Saturday, July 9, 2011

Calling Foul on N.B.A.’s Claims of Financial Distress



"Instead, independent estimates of the N.B.A. financial condition reflect a league that has grown at a somewhat tepid rate compared to other sports, and which has an uneven distribution of revenues between teams — but which is fundamentally a healthy and profitable business. In addition, it is not clear that growth in player salaries, which has been modest compared to other sports and which is strictly pegged to league revenue, is responsible for the league’s difficulties."

"The league’s primary expense is player salaries. They have followed a nearly identical trajectory to league revenues, having grown at a 24 percent rate over 10 years, but with growth having flattened out since the recession. This is not a coincidence: under the league’s current collective bargaining agreement, player salaries are strictly tied to league revenues. In fact, because of a little-known provision in the labor agreement, players must return a portion of their salaries if they exceed 57 percent of league revenues, as has happened in several recent seasons. As I will discuss at more length later, the portion of revenues earned by N.B.A. players is similar to that of the other major sports leagues and has been stable over the past decade."

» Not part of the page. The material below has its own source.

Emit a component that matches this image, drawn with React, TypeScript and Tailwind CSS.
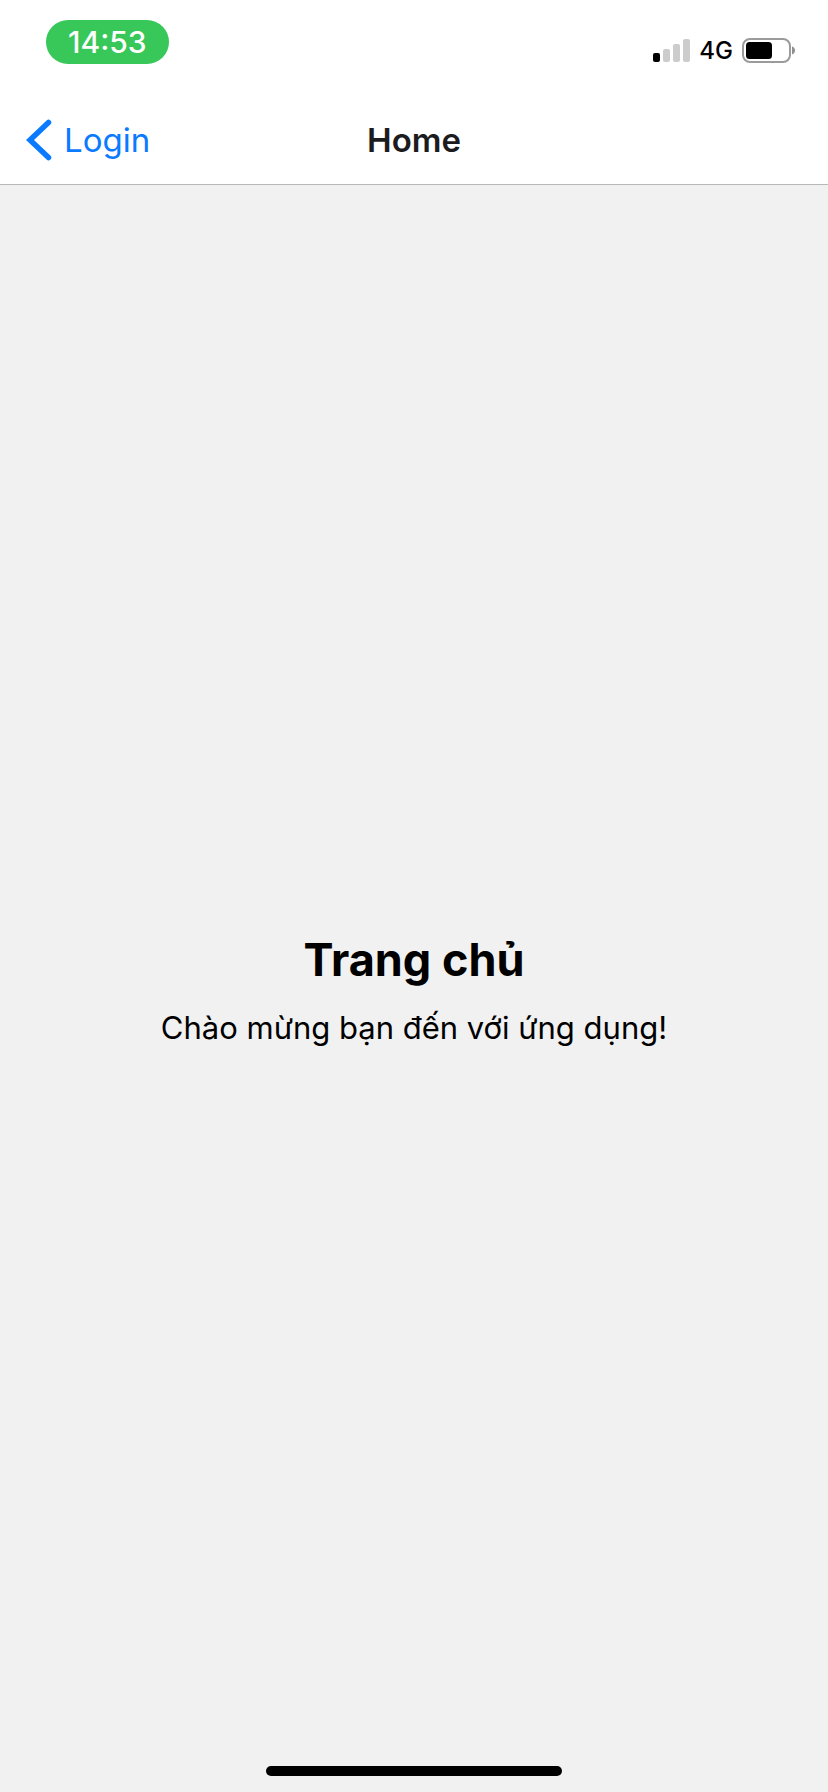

"In some ways, the N.B.A.’s present condition closely resembles that of Major League baseball before its 1994-95 strike. Baseball was still profitable as a whole in advance of the strike, but about one-third of its teams had lost money in 1993, according to Forbes, while just four teams accounted for almost half of all league profits.
The third reason for skepticism: the N.B.A.’s data has not been made public, although it has been shared with the players’ union. If the league expects their figures to be viewed credibly, they should open up their books to journalists, economists and fans."